• _Exercise directions_
Copy exactly the lines from the one containing "Write a component" through the one containing "const cy = 159;", both included, and leave out any pictures.

• _Extracted material_
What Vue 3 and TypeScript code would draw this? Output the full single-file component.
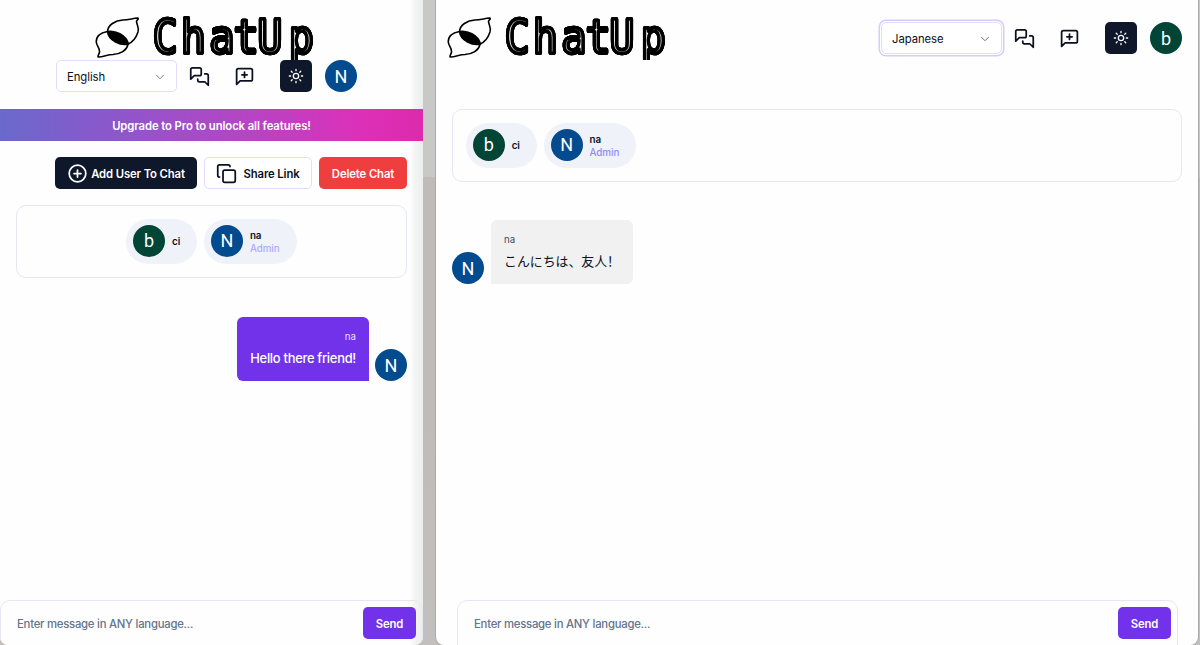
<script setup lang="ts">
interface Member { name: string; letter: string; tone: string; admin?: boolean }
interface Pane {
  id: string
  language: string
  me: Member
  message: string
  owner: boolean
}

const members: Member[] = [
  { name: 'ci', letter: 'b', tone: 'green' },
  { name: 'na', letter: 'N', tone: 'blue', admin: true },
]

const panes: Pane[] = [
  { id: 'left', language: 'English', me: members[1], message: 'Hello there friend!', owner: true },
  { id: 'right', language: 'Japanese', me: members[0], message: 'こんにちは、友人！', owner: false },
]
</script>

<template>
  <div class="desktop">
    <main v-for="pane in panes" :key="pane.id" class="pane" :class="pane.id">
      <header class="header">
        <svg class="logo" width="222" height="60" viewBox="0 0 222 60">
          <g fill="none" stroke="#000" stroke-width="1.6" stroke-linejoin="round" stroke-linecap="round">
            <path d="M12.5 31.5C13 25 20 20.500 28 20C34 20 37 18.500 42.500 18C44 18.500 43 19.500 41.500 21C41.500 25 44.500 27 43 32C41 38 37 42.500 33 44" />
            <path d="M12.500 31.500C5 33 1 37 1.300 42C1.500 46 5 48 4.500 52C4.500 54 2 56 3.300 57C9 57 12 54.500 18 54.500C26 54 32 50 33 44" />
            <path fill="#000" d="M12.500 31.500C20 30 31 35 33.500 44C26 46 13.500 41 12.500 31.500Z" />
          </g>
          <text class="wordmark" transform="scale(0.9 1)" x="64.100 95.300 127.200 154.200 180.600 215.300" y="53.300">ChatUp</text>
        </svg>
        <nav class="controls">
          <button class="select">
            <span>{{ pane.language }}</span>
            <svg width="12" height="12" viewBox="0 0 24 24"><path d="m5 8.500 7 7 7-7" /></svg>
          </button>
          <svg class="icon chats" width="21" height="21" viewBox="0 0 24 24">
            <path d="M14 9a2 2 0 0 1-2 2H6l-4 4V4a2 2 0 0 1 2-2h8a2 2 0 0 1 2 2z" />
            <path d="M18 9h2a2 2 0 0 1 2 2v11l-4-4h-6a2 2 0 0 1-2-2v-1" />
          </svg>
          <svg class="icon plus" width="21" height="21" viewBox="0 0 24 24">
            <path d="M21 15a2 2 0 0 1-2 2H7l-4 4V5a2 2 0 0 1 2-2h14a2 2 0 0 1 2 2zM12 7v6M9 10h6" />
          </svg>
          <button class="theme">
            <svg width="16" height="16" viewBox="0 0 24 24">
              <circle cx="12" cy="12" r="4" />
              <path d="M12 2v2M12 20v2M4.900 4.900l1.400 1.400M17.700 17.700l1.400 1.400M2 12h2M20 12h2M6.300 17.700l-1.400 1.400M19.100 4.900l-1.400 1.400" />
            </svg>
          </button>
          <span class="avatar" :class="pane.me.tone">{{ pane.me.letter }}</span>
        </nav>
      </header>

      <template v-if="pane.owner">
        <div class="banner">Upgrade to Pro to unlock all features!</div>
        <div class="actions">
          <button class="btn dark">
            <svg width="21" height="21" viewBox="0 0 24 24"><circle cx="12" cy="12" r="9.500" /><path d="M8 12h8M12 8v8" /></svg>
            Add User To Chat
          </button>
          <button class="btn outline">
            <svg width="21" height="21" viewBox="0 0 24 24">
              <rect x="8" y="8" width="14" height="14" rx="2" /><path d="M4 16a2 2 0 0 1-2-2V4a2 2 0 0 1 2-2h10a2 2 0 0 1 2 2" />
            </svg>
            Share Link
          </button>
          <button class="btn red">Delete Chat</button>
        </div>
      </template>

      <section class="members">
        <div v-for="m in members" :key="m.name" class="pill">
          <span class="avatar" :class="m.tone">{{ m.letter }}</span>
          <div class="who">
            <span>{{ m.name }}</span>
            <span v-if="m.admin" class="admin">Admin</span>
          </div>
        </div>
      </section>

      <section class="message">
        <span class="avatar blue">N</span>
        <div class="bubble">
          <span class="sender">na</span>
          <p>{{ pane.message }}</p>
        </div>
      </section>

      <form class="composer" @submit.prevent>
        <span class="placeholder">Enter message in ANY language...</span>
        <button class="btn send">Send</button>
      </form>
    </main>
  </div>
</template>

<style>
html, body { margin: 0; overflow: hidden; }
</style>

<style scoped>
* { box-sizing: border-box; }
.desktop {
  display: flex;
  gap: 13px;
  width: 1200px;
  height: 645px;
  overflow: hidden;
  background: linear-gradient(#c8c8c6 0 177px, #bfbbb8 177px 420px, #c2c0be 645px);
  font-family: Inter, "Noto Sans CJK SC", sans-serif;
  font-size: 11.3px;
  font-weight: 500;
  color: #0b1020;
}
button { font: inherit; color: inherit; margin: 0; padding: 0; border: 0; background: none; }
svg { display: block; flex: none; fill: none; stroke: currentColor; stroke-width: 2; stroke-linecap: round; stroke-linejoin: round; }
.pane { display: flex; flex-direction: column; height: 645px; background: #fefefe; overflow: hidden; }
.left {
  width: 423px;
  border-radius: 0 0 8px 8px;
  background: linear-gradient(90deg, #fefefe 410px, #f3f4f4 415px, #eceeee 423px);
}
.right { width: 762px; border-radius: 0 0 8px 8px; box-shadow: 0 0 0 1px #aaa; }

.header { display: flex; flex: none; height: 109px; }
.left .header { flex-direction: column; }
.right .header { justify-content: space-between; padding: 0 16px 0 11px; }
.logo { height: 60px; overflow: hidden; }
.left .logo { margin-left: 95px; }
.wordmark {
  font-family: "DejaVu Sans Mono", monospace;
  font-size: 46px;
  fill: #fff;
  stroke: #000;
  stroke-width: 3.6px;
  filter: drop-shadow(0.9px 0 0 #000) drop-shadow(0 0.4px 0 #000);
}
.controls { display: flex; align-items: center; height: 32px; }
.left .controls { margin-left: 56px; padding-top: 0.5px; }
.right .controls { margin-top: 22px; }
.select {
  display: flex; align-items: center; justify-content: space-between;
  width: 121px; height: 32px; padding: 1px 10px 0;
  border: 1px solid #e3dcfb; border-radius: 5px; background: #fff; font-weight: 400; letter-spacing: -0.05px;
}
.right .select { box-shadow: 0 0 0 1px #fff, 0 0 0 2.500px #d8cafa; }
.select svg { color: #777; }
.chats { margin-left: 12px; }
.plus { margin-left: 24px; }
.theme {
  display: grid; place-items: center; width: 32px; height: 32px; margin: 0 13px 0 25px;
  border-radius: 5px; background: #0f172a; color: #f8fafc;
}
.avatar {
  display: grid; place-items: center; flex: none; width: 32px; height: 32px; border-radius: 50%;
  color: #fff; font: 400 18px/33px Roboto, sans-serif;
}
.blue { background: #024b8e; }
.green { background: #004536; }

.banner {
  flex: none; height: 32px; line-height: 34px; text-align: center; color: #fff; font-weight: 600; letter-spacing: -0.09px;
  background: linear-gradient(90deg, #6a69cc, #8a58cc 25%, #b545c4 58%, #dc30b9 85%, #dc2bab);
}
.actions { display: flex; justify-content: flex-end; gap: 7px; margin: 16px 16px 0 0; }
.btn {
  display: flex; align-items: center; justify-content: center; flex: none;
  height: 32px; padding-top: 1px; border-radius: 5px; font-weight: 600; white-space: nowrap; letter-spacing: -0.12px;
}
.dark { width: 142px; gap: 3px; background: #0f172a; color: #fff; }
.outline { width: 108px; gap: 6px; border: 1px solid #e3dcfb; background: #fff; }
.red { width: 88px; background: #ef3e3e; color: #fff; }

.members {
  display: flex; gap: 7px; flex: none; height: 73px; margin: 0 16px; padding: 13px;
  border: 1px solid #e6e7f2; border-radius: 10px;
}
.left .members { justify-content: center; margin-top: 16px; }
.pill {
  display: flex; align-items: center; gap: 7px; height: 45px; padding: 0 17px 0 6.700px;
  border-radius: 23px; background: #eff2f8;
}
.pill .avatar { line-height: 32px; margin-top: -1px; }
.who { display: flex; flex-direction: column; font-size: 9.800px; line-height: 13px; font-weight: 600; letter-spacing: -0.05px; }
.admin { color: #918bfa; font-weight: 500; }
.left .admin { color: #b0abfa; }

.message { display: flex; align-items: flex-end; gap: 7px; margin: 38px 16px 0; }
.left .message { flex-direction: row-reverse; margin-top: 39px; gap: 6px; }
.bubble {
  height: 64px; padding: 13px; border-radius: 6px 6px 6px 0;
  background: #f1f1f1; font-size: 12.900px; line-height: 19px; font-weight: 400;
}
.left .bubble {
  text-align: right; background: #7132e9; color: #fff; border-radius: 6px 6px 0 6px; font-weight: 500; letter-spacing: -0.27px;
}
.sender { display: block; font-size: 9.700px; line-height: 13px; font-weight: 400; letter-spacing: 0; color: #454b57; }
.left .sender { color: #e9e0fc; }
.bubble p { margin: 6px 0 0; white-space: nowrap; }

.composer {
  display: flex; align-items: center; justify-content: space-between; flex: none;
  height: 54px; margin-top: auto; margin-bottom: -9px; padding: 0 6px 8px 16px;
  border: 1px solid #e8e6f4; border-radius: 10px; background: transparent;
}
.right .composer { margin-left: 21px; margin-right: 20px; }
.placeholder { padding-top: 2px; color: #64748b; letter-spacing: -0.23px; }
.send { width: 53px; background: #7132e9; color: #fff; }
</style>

...

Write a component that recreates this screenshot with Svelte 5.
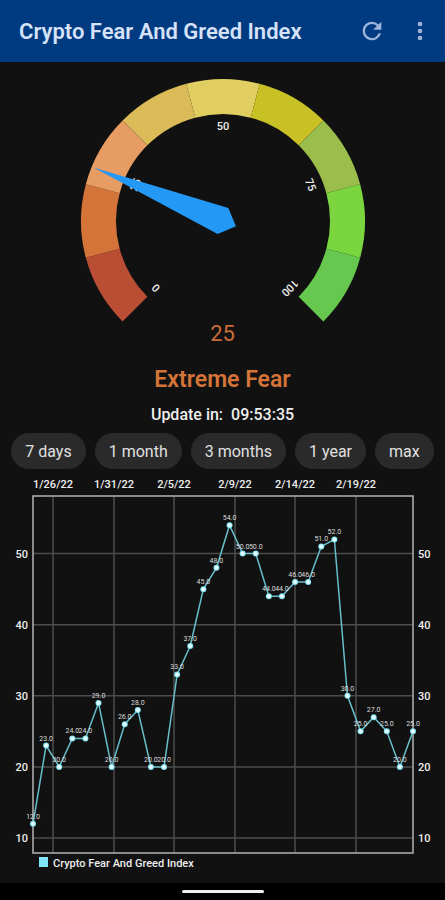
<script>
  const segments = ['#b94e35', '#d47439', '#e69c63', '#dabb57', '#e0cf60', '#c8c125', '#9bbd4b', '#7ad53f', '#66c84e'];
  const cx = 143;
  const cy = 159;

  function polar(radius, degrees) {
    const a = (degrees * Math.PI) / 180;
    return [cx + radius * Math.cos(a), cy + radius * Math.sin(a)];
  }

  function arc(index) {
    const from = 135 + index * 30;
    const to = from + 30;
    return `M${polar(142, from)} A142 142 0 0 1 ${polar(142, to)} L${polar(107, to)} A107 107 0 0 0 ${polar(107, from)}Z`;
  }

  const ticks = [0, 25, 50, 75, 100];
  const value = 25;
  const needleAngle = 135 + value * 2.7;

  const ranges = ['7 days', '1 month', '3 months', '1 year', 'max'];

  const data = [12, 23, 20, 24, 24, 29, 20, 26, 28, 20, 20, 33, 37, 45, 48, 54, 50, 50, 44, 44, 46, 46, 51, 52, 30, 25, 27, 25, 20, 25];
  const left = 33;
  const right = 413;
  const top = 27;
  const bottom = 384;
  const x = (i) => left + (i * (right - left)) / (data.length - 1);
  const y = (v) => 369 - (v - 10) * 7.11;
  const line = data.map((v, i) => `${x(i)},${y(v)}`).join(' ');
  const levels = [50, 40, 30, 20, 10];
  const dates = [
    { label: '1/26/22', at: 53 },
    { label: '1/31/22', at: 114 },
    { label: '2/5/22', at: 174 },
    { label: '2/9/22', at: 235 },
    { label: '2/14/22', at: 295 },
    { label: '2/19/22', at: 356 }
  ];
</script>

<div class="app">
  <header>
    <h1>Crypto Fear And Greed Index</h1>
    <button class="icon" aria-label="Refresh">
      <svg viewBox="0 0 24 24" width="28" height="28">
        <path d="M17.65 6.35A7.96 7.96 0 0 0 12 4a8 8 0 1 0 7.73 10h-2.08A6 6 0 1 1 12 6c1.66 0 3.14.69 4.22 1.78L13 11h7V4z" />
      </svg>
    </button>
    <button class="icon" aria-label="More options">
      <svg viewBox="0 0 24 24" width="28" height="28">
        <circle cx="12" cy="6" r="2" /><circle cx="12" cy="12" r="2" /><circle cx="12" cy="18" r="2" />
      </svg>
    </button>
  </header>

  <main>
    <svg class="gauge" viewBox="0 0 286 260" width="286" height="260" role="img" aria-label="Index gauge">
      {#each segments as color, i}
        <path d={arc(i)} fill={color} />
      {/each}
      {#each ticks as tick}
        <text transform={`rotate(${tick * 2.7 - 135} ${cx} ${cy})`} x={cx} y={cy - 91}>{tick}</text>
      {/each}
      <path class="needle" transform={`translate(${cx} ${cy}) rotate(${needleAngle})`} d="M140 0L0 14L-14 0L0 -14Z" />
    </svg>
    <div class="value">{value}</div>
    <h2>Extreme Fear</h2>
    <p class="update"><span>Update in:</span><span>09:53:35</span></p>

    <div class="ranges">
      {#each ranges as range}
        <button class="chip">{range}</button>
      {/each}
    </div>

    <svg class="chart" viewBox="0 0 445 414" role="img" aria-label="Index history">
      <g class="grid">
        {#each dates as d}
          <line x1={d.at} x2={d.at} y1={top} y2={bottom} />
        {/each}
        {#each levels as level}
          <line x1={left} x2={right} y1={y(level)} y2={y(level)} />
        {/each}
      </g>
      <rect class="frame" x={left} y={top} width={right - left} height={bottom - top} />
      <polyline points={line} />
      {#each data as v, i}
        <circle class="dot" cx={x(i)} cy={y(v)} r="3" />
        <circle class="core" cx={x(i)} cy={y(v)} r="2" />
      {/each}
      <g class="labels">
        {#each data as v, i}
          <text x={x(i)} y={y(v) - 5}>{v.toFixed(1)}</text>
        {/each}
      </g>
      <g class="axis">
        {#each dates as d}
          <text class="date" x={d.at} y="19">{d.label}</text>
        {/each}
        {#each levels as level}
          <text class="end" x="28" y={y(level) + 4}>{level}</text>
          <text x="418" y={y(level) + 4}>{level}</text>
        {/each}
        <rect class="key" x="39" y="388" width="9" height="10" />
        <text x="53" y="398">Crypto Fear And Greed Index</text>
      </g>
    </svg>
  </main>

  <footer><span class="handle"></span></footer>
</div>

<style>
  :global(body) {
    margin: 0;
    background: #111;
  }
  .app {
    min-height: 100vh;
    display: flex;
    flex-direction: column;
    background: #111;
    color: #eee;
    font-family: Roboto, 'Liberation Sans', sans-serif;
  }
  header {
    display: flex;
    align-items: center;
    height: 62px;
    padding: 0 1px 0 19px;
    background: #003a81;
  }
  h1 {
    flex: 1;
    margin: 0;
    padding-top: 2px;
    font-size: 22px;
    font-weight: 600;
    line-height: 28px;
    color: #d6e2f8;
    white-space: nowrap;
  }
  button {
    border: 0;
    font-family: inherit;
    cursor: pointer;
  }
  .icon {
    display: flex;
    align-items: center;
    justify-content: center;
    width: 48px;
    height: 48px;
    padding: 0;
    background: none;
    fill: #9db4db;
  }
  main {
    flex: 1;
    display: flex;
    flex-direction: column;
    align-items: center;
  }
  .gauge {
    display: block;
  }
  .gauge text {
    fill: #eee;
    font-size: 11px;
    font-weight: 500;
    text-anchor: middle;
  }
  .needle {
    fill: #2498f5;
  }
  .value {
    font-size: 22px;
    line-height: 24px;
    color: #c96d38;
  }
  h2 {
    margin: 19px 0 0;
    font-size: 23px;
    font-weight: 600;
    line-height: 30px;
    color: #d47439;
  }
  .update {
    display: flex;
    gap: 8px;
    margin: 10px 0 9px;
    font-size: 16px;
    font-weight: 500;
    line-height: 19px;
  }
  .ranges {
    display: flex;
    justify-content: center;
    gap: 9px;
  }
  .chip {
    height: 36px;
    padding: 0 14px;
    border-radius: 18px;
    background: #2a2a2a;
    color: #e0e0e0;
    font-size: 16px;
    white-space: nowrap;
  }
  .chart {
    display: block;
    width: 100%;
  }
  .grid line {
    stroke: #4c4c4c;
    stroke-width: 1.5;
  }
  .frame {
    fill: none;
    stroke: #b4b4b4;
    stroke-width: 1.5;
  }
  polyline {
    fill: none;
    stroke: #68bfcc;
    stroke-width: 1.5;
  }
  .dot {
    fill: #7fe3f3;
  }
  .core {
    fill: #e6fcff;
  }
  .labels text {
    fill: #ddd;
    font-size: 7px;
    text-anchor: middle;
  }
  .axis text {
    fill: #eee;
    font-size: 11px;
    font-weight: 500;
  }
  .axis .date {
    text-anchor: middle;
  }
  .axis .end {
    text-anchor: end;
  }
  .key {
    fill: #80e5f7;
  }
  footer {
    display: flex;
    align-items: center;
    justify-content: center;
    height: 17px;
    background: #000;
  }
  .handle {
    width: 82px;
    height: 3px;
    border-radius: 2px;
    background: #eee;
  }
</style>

• _In response_
Write a component that recreates this screenshot with Svelte 5.
<script>
  const segments = ['#b94e35', '#d47439', '#e69c63', '#dabb57', '#e0cf60', '#c8c125', '#9bbd4b', '#7ad53f', '#66c84e'];
  const cx = 143;
  const cy = 159;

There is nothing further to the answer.